Abstract

Abstract ‘Context collapse’ (CC) refers to the phenomenon widely debated in social media research, where various audiences convene around single communicative acts in new networked publics, causing confusion and anxiety among social media users. The notion of CC is a key one in the reimagination of social life as a consequence of the mediation technologies we associate with the Web 2.0. CC is undertheorized, and in this paper we intend not to rebuke it but to explore its limits. We do so by shifting the analytical focus from “online communication” in general to specific forms of social action performed, not by predefined “group” members, but by actors engaging in emerging kinds of sharedness based on existing norms of interaction. This approach is a radical choice for action rather than actor, reaching back to symbolic interactionism and beyond to Mead, Strauss and other interactionist sociologists, and inspired by contemporary linguistic ethnography and interactional sociolinguistics, notably the work of Rampton and the Goodwins. We apply this approach to an extraordinarily complex Facebook discussion among Polish people residing in The Netherlands – a set of data that could instantly be selected as a likely site for context collapse. We shall analyze fragments in detail, showing how, in spite of the complications intrinsic to such online, profoundly mediated and oddly ‘placed’ interaction events, participants appear capable of ‘normal’ modes of interaction and participant selection. In fact, the ‘networked publics’ rarely seem to occur in practice, and contexts do not collapse but expand continuously without causing major issues for contextualization.

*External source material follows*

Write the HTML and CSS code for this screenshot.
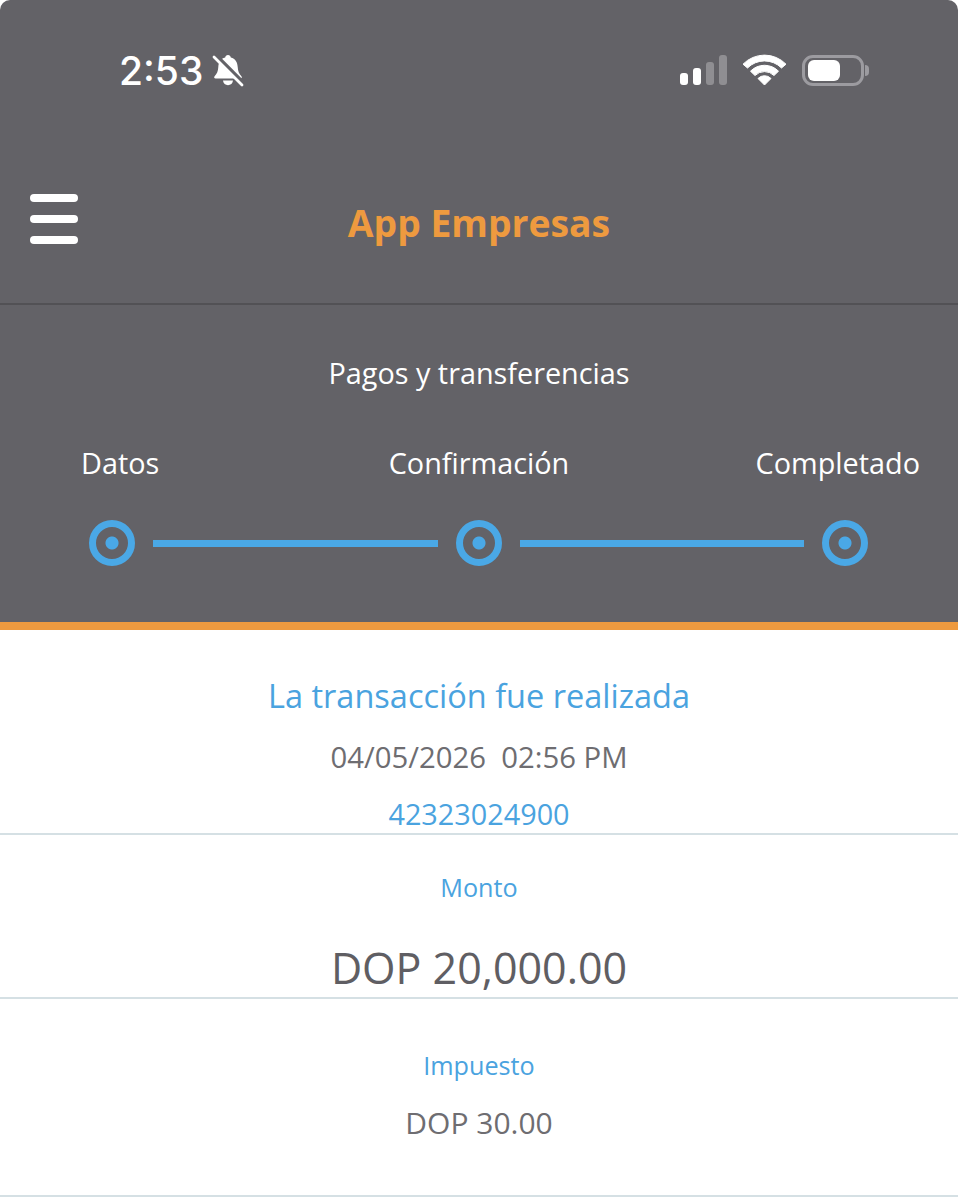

The analysis will offer a vocabulary and methodology for addressing the complexities of the largest new social space on earth: the space of online culture.

Highlights

  • In social media studies, the notion of “context collapse” has acquired considerable currency.1 It is part of an – often tacitly adopted – theory of communication grounded, in turn, in a particular imagery of the social world, and stands for the flattening out of multiple distinct audiences in one’s social network, such that people from different contexts become part of a singular group of message recipients. (Vitak 2012: 541)This is generally seen as a problem, something that distorts “normal” assumptions about communication and requires caution and repair strategies

  • This problem is an effect of the specific features of social network communication, the technology of which “complicates our metaphors of space and place, including the belief that audiences are separate from each other” (Marwick and boyd 2010: 115), and has taken us from a world of relatively transparent audiences to that of far less transparent “networked publics”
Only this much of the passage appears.